Challenge: Using the listing below, select the lines with the word "React" and copy them.
BEGIN Given information
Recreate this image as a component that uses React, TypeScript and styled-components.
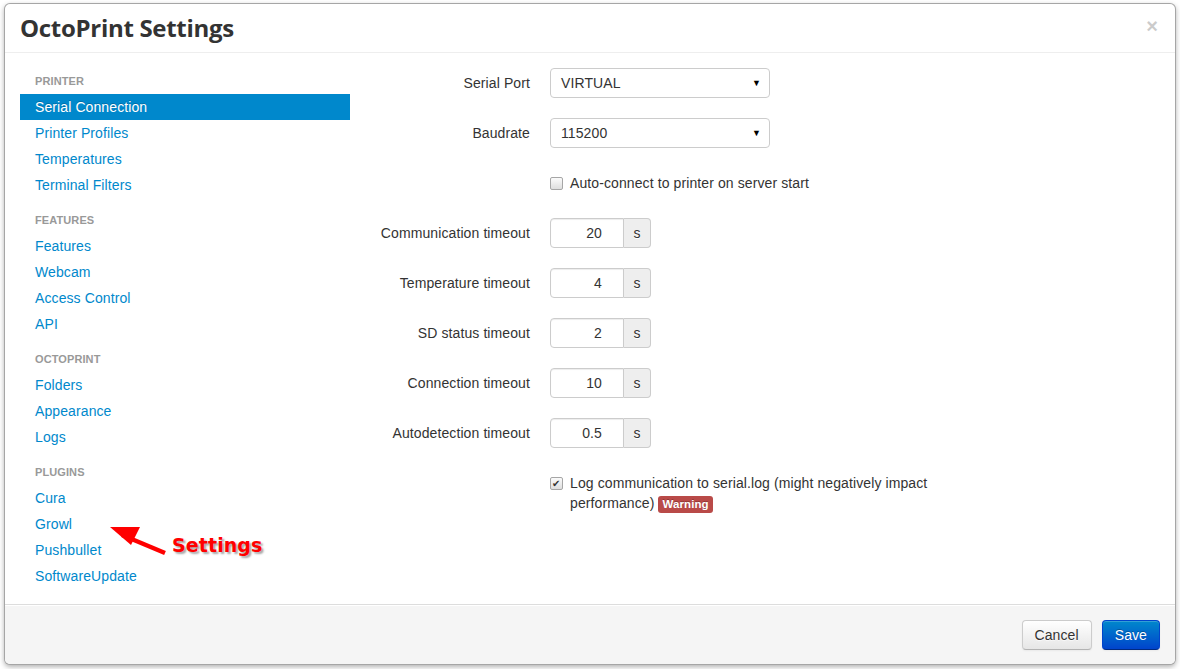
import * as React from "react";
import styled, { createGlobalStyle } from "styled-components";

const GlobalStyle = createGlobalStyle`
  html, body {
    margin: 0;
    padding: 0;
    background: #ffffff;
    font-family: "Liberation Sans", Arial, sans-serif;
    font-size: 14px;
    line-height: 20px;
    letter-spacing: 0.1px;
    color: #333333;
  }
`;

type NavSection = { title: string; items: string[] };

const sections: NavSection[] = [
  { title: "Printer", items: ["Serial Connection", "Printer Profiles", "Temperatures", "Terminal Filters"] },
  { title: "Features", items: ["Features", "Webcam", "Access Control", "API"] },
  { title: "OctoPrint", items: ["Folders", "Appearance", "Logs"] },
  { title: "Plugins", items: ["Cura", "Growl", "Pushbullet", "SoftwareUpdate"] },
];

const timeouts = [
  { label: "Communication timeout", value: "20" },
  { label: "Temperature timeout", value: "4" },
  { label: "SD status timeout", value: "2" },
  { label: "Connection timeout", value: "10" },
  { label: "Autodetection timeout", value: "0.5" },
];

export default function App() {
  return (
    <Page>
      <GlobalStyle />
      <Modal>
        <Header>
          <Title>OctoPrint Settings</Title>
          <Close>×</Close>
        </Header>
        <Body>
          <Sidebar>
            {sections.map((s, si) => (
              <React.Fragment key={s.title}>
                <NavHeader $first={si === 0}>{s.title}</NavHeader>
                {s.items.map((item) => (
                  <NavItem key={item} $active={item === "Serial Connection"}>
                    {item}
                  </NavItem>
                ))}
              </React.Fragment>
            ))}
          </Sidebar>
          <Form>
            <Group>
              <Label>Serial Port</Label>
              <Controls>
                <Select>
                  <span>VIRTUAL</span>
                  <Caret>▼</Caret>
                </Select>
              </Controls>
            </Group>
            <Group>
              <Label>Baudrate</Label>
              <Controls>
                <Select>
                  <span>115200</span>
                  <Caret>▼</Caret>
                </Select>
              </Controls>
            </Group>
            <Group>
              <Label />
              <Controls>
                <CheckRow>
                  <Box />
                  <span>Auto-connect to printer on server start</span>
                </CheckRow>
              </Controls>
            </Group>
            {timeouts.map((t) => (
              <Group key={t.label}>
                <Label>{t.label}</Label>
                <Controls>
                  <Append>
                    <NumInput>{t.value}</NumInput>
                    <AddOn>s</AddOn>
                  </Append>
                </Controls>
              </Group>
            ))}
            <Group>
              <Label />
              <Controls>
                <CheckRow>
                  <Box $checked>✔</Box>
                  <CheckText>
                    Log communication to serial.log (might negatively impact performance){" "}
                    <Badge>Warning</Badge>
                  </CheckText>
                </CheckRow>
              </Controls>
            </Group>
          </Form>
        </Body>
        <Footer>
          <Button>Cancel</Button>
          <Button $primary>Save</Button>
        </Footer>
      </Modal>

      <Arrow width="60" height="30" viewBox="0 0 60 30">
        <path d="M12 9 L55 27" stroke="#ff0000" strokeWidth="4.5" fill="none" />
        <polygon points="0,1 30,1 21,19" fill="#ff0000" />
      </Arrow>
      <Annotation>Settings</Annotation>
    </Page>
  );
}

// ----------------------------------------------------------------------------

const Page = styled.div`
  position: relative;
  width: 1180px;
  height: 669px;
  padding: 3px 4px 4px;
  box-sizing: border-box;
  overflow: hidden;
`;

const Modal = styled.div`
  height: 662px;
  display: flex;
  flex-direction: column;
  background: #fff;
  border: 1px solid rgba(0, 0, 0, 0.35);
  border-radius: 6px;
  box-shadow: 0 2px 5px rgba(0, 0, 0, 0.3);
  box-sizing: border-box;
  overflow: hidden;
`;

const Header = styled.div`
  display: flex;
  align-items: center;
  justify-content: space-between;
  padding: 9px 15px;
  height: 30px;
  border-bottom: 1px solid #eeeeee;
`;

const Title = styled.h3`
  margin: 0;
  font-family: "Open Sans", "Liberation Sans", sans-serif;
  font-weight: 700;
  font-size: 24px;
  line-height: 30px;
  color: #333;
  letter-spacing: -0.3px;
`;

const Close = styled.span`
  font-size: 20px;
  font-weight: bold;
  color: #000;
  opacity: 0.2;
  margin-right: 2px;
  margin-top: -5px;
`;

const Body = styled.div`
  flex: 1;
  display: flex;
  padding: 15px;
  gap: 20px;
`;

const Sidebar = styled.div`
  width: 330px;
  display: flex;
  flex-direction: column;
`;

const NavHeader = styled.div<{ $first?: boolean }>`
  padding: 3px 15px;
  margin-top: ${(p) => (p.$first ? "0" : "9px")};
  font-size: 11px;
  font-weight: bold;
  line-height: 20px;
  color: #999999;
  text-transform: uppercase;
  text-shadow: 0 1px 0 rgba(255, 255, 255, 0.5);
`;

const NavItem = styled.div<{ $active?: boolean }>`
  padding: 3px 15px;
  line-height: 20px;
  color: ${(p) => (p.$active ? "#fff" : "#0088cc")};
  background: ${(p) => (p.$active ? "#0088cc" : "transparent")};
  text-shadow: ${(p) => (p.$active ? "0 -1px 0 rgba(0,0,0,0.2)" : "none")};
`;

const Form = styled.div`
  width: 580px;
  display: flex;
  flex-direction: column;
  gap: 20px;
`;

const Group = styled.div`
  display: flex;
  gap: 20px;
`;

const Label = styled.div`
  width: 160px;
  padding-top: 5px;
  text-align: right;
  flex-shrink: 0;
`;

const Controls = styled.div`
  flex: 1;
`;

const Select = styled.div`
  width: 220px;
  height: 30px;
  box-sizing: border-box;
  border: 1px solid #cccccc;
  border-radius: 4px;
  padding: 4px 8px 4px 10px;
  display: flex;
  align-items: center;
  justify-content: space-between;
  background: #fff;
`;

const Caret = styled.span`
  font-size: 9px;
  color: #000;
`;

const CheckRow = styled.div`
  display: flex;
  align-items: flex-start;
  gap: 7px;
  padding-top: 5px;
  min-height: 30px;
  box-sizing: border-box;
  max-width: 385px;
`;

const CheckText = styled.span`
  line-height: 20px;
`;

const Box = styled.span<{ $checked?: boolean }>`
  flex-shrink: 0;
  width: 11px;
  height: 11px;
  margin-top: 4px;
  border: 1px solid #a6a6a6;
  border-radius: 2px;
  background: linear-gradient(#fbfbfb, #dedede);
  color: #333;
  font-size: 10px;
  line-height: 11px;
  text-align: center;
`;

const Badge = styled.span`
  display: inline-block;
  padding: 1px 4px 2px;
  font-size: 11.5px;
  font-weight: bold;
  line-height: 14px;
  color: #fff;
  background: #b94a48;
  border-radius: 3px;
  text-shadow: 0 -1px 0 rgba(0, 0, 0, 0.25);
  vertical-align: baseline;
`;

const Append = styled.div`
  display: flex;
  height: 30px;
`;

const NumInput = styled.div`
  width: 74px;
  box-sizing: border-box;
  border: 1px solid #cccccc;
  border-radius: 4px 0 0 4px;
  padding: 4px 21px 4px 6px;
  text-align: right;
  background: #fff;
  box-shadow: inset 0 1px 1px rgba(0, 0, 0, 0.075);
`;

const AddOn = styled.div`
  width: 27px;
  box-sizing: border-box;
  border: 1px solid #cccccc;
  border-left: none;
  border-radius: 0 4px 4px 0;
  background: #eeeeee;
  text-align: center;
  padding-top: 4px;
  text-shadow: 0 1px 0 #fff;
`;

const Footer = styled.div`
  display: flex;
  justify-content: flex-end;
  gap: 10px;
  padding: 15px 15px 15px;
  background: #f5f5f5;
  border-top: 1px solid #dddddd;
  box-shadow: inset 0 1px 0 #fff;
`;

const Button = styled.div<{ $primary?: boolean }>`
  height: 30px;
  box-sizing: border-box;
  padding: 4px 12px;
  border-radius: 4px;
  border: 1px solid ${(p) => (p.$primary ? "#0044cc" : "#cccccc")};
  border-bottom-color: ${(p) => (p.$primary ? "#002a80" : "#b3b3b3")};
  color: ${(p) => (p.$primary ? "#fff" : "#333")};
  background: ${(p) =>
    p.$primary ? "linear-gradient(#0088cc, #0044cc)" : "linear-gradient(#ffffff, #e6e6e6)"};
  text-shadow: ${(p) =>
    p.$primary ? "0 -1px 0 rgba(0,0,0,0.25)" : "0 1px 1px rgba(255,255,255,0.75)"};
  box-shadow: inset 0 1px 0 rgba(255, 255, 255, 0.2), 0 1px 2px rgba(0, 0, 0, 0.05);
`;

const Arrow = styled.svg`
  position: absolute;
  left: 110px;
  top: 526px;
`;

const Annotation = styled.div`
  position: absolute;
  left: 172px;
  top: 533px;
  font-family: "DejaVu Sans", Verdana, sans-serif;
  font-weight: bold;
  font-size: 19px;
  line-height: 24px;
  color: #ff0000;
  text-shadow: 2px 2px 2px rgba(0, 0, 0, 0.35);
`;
END Given information
Answer to the problem:
Recreate this image as a component that uses React, TypeScript and styled-components.
import * as React from "react";
              <React.Fragment key={s.title}>
              </React.Fragment>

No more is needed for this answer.